History is full of things that have faded away as time has moved forward. It’s a little sad to see many of those things go. People don’t write like Tolkien anymore, nor are there as many stained glass artisans that put together the sumptuous pieces that grace cathedrals.
The same is true of blacksmiths, hammering crude metal into useful shape. One young lady named Catherine Shook had her interest piqued as a child, and now she’s a trained blacksmith at age 21.
You might not be interested in the chemical composition of tungsten, nor how it’s combined with steel to make it harder, but this girl is. When she was 17 she took a blacksmithing class and fell in love all things metal as soon as her hammer struck anvil.
The interest, however, had been growing in her mind long before then. As a girl, she received an unconventional gift from her father: a little pocketknife.
Most young people who get a gift like that end up losing it, as well as the next several (we’re guilty, too), but not Catherine. Instead, she thought it was neat and that she wanted to learn how to make them.
In the dwindling world of blacksmithing, we’re still swift to picture our preconceptions: a male-dominated industry populated by gruff sweaty men violently hammering metal into form; you wouldn’t be wrong in picturing this, too. Catherine is excited about the prospect of being a minority in the industry as a young woman, encouraging other women to join her.
At 21 years old, she’s facing a fair bit of skepticism from adults who’ve long since had their own creativity stifled. She’s fielding questions left-and-right about the modern legitimacy of the blacksmithing trade and whether or not it’ll make a “proper” career (whatever that means).
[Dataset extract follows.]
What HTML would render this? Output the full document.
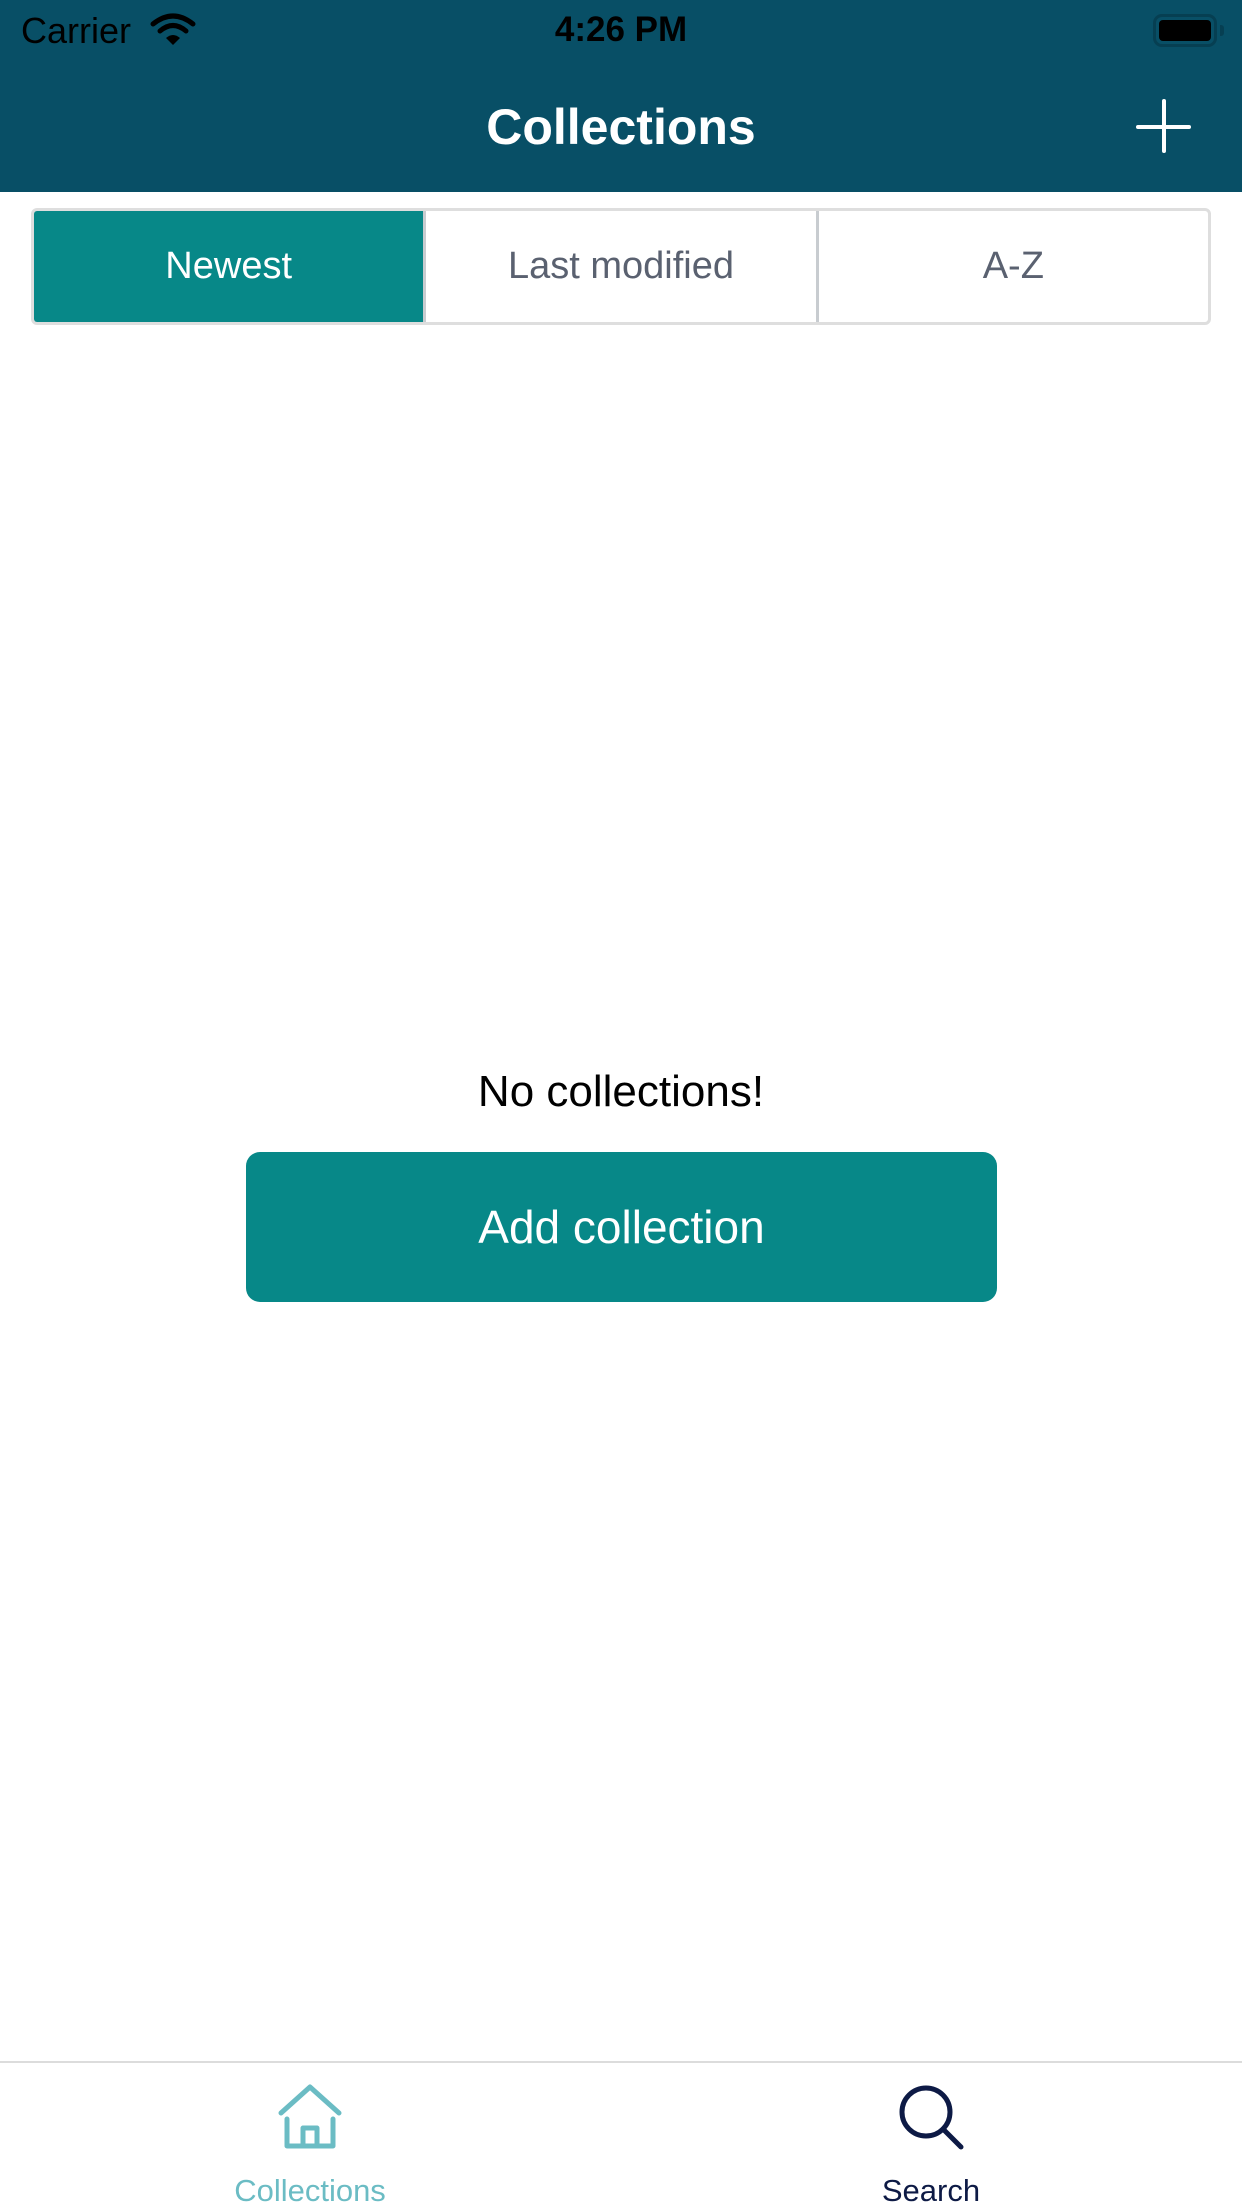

A creative talent can make a means of any art form, dying or not. The point is having a passion, and she holds a passion for blacksmithing that is exceptionally rare for a young woman. Her mission is to keep at it, building the craft and her love for it along the way.
If she can share that with others, she’s doing what she thinks is right. When facing the criticism and skepticism of others, she answers their doubts saying, “It can be a dying art if we let it. But, nothing should die.” With an attitude like that, we’re sure it won’t. Get out there and learn something different, it might change your perspective on creativity and unearth a passion you had no idea was waiting to be discovered.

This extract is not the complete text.